Ultimately, the Court rules for the SEC, which is hostile towards the industry as a whole, but there are multiple silver linings.  There was an undeniable element of compromise within the holding which is important and conciliatory.  The SEC did not force Kik to register Kin as a security.  The SEC didn’t impose trading restrictions on Kin.  The SEC didnt attempt to unwind the Kin Foundation. Lastly, the SEC only imposed a 5 million fine on Kin, which was meager in comparison to overall market value. 

The SEC “established that Kik’s sales of ‘Kin’ tokens were sales of investment contracts, and therefore of securities, and that Kik violated the federal securities laws when it conducted an unregistered offering of securities that did not qualify for any exemption from registration requirements.”

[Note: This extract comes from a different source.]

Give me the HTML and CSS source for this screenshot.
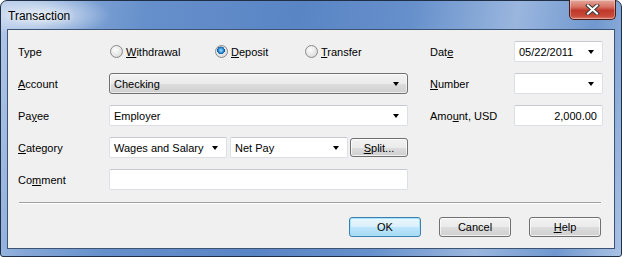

The SEC specifically states: “Nothing in this paragraph requires, or should be construed to require, Defendant to seek the Commission’s approval or consent prior to issuing, offering, selling, or transferring  [KIN tokens], nor should this paragraph be construed to require Defendant to provide the Commission with any information beyond the notice contemplated herein.”

The effect of this case on the overall industry is mixed.  To date, unless you are Bitcoin or Ether, it’s unclear whether you are a security. The chilling effect will always be there.  In comparison to what the SEC has done to Ripple, Kik likely got off easily. 

In actuality, the SEC’s position creates itself a perfect middle ground where crypto entrepreneurs still fear the long arm of the law but are unafraid to innovate.  The SEC’s ruling is definitive, but leaves open whether Kin would be a security today.  The SEC’s ruling is carefully tailored to allow for the evolution and intersection of crypto and securities.